[START OF Provided data]
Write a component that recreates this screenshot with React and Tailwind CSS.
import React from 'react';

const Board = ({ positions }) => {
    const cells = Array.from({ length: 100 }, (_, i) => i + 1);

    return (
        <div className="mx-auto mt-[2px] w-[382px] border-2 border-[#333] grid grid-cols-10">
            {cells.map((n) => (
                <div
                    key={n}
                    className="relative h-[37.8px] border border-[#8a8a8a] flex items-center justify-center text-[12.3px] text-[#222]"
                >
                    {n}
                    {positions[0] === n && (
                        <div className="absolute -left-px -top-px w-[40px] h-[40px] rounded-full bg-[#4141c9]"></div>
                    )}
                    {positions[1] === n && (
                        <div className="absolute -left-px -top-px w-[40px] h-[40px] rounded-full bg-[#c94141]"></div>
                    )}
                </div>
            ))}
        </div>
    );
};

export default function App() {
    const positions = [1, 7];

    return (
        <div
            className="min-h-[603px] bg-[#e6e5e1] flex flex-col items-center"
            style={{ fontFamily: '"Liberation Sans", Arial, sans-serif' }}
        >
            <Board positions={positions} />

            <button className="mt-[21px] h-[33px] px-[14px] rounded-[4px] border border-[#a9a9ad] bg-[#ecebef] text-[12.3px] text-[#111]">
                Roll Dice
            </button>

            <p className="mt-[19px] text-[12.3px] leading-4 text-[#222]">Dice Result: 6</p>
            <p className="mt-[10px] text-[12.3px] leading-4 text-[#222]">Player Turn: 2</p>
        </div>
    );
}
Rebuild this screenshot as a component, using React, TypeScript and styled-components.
[END OF Provided data]
:: What to do ::
Return what is listed above, exactly and completely.

:: Written answer ::
Write a component that recreates this screenshot with React and Tailwind CSS.
import React from 'react';

const Board = ({ positions }) => {
    const cells = Array.from({ length: 100 }, (_, i) => i + 1);

    return (
        <div className="mx-auto mt-[2px] w-[382px] border-2 border-[#333] grid grid-cols-10">
            {cells.map((n) => (
                <div
                    key={n}
                    className="relative h-[37.8px] border border-[#8a8a8a] flex items-center justify-center text-[12.3px] text-[#222]"
                >
                    {n}
                    {positions[0] === n && (
                        <div className="absolute -left-px -top-px w-[40px] h-[40px] rounded-full bg-[#4141c9]"></div>
                    )}
                    {positions[1] === n && (
                        <div className="absolute -left-px -top-px w-[40px] h-[40px] rounded-full bg-[#c94141]"></div>
                    )}
                </div>
            ))}
        </div>
    );
};

export default function App() {
    const positions = [1, 7];

    return (
        <div
            className="min-h-[603px] bg-[#e6e5e1] flex flex-col items-center"
            style={{ fontFamily: '"Liberation Sans", Arial, sans-serif' }}
        >
            <Board positions={positions} />

            <button className="mt-[21px] h-[33px] px-[14px] rounded-[4px] border border-[#a9a9ad] bg-[#ecebef] text-[12.3px] text-[#111]">
                Roll Dice
            </button>

            <p className="mt-[19px] text-[12.3px] leading-4 text-[#222]">Dice Result: 6</p>
            <p className="mt-[10px] text-[12.3px] leading-4 text-[#222]">Player Turn: 2</p>
        </div>
    );
}
Rebuild this screenshot as a component, using React, TypeScript and styled-components.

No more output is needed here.